Others at Harvard stress that the University’s varied populace helps explain why queer students can feel supported by some and rejected by others. “Harvard is a diverse student population, so often being out is a challenge for students due to factors such as ethnicity, race, class, and religion,” according to Kimmel. “I work with an increasing number of students of color who express feeling like they have to choose—either be connected with a gay community or be connected to their racial or ethnic community and desperately struggle to find a way to remain connected with both.”
No matter how far the Harvard gay community has come since the days of President Lowell, gay rights advocates say full social acceptance has hardly been achieved. And given that students are notorious for subjecting even personal relationships to cost-benefit analyses, the result is that a large share of the gay students remain in the closet.
The focus on future gain—as opposed to present satisfaction—further lends to this hesitancy to advertise sexuality. According to Kimmel, personal and professional worries in a competitive, high-pressure academic setting often force gay students to closet themselves until they are completely independent and well settled in careers. And the fact also remains that students come out at their own pace, according to McLoughlin. “The development of sexual orientation is very individual,” he says. “If it’s not happening now, it’s fine.”

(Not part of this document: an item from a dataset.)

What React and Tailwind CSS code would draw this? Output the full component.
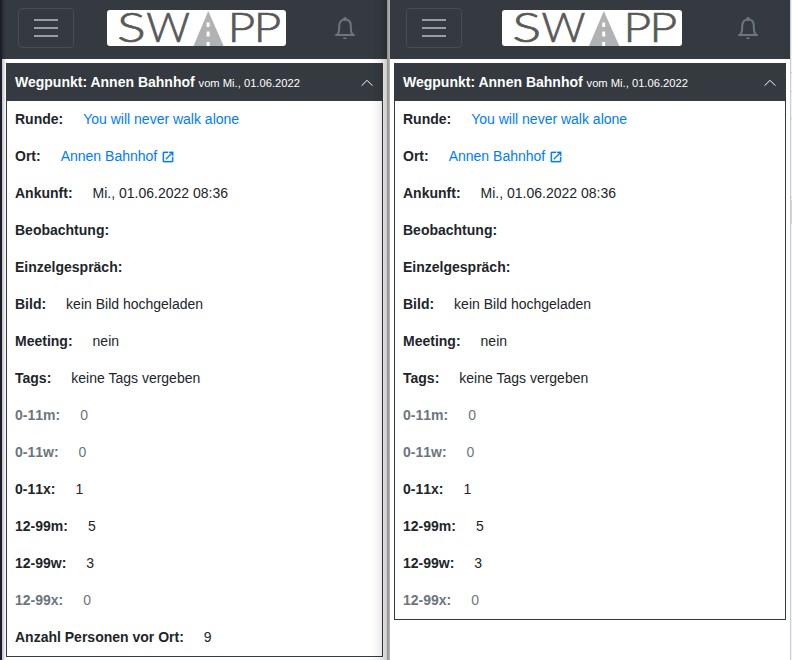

But this time lapse between college and coming out, juxtaposed with the strangely competitive and driven Harvard environment, will continue to confuse queer leaders. “The closeted community is the hardest to reach because we don’t know who they are,” says Kellaway. “But we’ll be the ones sitting in the dining hall with big rainbow flags. Maybe they won’t want to sit down with us. But they’ll see us, and get the sense that maybe, they could come out, too.”
It’s this struggle that suggests that life for gay students is far from ideal. And while the portrait of a legendary bigot lurking on the walls of a house led by gay masters may seem like a twisted sign of progress, the realities of gay life here may indicate that it’s more a sad allegory than an ironic joke.